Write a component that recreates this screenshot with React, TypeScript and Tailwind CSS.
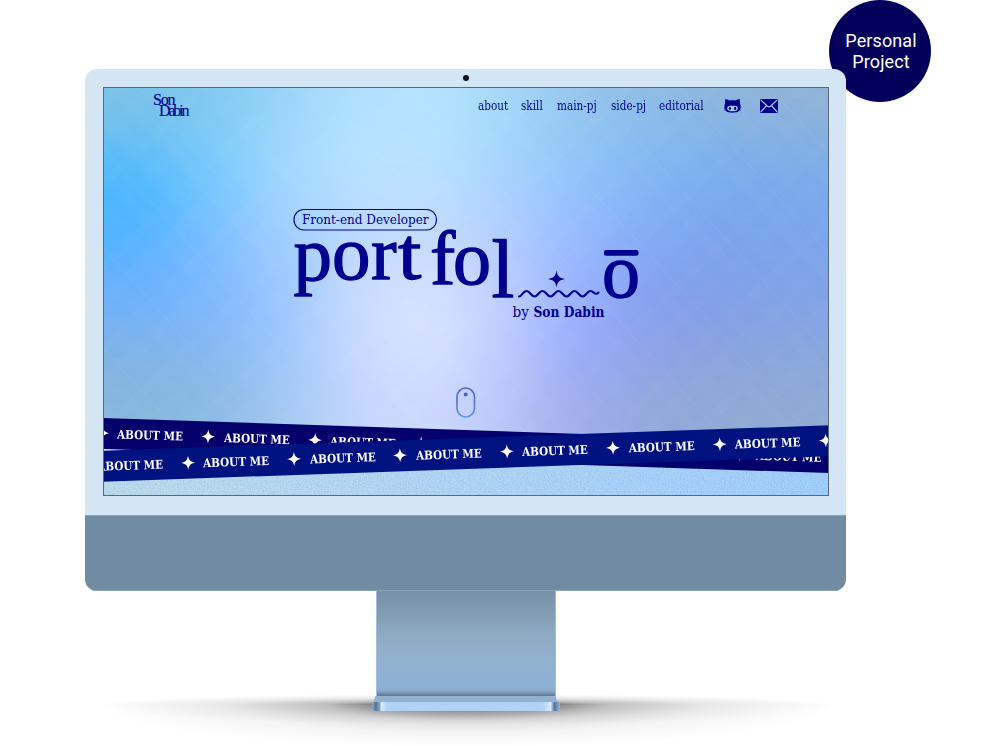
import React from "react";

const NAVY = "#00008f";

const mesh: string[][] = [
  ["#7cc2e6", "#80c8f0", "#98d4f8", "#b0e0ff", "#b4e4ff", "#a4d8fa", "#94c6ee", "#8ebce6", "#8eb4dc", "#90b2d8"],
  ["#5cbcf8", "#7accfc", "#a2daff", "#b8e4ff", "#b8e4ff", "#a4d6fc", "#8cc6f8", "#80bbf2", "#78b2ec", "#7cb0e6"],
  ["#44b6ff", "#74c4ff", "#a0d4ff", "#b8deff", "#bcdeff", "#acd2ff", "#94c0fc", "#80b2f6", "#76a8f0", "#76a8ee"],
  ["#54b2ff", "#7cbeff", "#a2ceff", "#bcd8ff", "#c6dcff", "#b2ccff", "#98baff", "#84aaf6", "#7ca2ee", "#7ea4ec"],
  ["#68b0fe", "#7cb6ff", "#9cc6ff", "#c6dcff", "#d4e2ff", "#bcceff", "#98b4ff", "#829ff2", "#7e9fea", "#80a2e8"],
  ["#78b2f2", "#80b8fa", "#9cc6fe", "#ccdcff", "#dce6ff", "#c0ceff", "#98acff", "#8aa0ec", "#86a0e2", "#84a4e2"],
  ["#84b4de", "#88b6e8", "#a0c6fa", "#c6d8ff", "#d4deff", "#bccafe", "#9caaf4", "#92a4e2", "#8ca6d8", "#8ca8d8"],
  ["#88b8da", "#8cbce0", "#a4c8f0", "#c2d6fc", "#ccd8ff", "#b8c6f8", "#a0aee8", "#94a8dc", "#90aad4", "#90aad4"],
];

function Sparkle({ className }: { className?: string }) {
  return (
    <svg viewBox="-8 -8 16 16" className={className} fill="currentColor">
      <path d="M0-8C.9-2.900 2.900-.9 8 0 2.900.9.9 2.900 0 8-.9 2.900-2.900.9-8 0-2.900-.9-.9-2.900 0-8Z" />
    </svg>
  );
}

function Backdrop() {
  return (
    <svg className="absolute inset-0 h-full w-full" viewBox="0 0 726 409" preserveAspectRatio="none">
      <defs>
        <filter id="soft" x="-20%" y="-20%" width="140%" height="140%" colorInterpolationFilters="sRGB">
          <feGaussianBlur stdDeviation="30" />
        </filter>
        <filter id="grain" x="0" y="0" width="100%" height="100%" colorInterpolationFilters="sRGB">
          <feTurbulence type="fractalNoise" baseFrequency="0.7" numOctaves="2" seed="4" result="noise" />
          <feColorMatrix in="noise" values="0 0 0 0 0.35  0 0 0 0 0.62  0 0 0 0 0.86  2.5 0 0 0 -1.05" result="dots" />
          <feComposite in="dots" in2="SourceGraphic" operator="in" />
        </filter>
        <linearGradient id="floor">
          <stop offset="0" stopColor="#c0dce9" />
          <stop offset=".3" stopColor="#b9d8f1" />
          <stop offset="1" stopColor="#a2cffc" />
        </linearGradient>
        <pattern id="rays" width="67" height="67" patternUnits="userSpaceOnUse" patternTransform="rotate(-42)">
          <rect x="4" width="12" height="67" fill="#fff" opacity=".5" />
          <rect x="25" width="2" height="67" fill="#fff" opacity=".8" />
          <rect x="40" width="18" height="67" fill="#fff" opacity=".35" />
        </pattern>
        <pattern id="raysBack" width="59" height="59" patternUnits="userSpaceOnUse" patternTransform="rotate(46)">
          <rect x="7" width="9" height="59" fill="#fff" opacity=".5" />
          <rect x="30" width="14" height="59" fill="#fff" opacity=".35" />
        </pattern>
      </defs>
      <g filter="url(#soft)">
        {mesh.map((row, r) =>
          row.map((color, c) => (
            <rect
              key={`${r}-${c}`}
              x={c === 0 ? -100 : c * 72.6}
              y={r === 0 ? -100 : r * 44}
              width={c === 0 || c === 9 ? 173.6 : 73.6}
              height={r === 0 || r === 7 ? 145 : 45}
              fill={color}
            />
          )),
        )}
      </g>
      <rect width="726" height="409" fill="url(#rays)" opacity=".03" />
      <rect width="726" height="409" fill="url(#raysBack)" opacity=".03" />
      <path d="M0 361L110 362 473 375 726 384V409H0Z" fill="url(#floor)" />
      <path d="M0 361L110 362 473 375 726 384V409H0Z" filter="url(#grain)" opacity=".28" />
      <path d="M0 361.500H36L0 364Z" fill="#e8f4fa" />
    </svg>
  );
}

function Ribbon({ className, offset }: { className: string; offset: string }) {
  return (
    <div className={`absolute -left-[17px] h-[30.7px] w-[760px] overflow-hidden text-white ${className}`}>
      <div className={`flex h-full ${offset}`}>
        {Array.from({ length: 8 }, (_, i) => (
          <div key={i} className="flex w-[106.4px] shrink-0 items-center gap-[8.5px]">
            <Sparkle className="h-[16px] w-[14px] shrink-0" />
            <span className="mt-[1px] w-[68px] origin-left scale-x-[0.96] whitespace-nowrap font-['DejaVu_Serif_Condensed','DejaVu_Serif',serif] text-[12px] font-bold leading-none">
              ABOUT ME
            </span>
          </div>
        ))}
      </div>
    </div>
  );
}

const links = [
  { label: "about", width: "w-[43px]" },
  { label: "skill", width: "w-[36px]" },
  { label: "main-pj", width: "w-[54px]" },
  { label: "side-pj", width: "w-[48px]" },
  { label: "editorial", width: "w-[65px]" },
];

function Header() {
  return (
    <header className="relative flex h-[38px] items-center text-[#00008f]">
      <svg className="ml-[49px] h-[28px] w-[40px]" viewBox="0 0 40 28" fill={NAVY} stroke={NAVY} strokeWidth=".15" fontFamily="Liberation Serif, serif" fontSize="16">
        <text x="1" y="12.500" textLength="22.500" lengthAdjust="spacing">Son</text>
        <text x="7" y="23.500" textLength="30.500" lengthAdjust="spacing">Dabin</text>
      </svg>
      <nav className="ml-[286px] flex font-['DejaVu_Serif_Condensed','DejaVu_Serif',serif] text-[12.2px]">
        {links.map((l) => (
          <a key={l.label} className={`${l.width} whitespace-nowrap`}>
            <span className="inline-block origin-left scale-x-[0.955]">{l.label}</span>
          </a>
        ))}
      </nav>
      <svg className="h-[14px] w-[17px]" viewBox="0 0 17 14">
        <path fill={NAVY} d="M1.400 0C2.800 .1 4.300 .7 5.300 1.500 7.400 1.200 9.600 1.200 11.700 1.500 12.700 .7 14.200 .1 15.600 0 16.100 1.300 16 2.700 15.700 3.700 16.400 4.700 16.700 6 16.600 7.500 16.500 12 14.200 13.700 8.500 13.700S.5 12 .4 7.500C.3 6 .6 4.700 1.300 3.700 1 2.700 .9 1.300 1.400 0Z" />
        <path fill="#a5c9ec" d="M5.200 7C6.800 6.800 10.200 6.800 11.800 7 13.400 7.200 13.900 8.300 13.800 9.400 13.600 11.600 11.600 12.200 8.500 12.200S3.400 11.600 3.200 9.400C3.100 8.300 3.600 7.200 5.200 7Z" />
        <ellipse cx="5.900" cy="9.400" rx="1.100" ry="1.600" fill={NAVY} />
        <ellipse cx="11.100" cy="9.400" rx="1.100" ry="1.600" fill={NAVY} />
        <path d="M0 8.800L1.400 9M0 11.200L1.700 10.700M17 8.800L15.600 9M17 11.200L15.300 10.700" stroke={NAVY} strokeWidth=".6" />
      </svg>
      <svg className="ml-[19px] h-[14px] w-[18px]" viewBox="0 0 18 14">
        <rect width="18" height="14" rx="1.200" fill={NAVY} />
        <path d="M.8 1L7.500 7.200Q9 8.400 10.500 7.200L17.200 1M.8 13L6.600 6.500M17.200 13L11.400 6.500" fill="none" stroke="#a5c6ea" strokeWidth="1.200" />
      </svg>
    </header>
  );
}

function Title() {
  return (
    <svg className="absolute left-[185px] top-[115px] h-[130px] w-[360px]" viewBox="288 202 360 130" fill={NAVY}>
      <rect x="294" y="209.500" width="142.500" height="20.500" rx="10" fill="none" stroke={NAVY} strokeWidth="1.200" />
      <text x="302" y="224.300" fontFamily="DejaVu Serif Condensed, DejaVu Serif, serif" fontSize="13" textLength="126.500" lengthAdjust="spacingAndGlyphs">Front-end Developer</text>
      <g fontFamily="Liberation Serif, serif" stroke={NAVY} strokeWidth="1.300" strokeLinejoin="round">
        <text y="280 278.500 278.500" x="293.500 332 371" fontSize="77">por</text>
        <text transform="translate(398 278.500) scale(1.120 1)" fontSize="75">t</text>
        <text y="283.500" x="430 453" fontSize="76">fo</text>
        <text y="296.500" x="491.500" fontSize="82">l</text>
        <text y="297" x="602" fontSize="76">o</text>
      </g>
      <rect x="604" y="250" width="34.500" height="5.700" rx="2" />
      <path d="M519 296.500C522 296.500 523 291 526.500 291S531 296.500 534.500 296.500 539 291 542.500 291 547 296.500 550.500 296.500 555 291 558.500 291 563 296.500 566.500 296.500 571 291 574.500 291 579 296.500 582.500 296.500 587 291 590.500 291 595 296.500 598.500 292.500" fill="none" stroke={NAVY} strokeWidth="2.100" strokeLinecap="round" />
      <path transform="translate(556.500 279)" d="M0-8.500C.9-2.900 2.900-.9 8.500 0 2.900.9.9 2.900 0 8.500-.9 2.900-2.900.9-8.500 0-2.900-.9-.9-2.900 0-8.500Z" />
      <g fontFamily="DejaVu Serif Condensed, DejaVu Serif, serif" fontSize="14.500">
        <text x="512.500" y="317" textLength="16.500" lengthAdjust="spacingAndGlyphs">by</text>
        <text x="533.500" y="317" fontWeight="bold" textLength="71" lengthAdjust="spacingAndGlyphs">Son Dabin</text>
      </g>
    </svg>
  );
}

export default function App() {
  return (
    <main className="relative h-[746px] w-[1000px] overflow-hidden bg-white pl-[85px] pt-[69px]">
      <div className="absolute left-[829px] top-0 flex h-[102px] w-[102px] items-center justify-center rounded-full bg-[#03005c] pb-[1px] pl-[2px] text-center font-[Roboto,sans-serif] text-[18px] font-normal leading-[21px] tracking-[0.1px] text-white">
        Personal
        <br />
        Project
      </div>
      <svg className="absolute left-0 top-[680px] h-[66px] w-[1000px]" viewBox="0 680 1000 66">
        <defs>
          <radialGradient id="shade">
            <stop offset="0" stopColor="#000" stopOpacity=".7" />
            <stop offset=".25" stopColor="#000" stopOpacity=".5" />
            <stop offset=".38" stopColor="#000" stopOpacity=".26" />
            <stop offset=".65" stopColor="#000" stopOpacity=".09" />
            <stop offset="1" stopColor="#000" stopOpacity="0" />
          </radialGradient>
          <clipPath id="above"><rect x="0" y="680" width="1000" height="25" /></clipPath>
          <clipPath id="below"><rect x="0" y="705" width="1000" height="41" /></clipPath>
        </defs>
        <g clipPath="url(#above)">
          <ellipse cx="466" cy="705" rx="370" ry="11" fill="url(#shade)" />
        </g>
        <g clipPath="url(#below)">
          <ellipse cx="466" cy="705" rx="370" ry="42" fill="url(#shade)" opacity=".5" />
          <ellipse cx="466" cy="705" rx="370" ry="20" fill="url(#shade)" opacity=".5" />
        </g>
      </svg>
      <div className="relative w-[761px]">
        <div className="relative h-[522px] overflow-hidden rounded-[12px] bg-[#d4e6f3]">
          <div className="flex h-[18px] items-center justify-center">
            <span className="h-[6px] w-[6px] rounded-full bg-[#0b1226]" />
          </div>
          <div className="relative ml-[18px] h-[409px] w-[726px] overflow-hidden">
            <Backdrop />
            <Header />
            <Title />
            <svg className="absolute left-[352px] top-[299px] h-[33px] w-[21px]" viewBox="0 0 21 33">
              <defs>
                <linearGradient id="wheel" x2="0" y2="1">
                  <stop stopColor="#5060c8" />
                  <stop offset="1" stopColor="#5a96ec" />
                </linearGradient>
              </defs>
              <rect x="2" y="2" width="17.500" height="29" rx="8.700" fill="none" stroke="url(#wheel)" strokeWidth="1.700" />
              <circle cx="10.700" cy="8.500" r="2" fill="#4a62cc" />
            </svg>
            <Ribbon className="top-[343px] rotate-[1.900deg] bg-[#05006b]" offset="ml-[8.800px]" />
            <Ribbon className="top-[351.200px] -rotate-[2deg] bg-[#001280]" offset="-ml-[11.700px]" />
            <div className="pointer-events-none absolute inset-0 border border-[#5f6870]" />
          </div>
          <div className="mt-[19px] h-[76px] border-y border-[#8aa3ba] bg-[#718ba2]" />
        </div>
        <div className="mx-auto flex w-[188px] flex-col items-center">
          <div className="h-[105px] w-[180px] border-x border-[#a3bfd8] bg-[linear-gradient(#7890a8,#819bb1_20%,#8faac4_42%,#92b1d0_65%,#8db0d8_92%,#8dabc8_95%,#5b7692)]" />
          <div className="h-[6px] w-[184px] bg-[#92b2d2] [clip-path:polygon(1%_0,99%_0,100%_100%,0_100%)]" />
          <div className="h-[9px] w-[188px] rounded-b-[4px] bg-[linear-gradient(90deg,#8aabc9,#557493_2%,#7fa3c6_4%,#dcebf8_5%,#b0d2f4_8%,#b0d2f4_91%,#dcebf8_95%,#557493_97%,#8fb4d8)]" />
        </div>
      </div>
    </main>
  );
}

§ **TASK TO COMPLETE**
Choose all lines containing the string "React" and copy them out.

§ **SOLVED EXERCISE**
Write a component that recreates this screenshot with React, TypeScript and Tailwind CSS.
import React from "react";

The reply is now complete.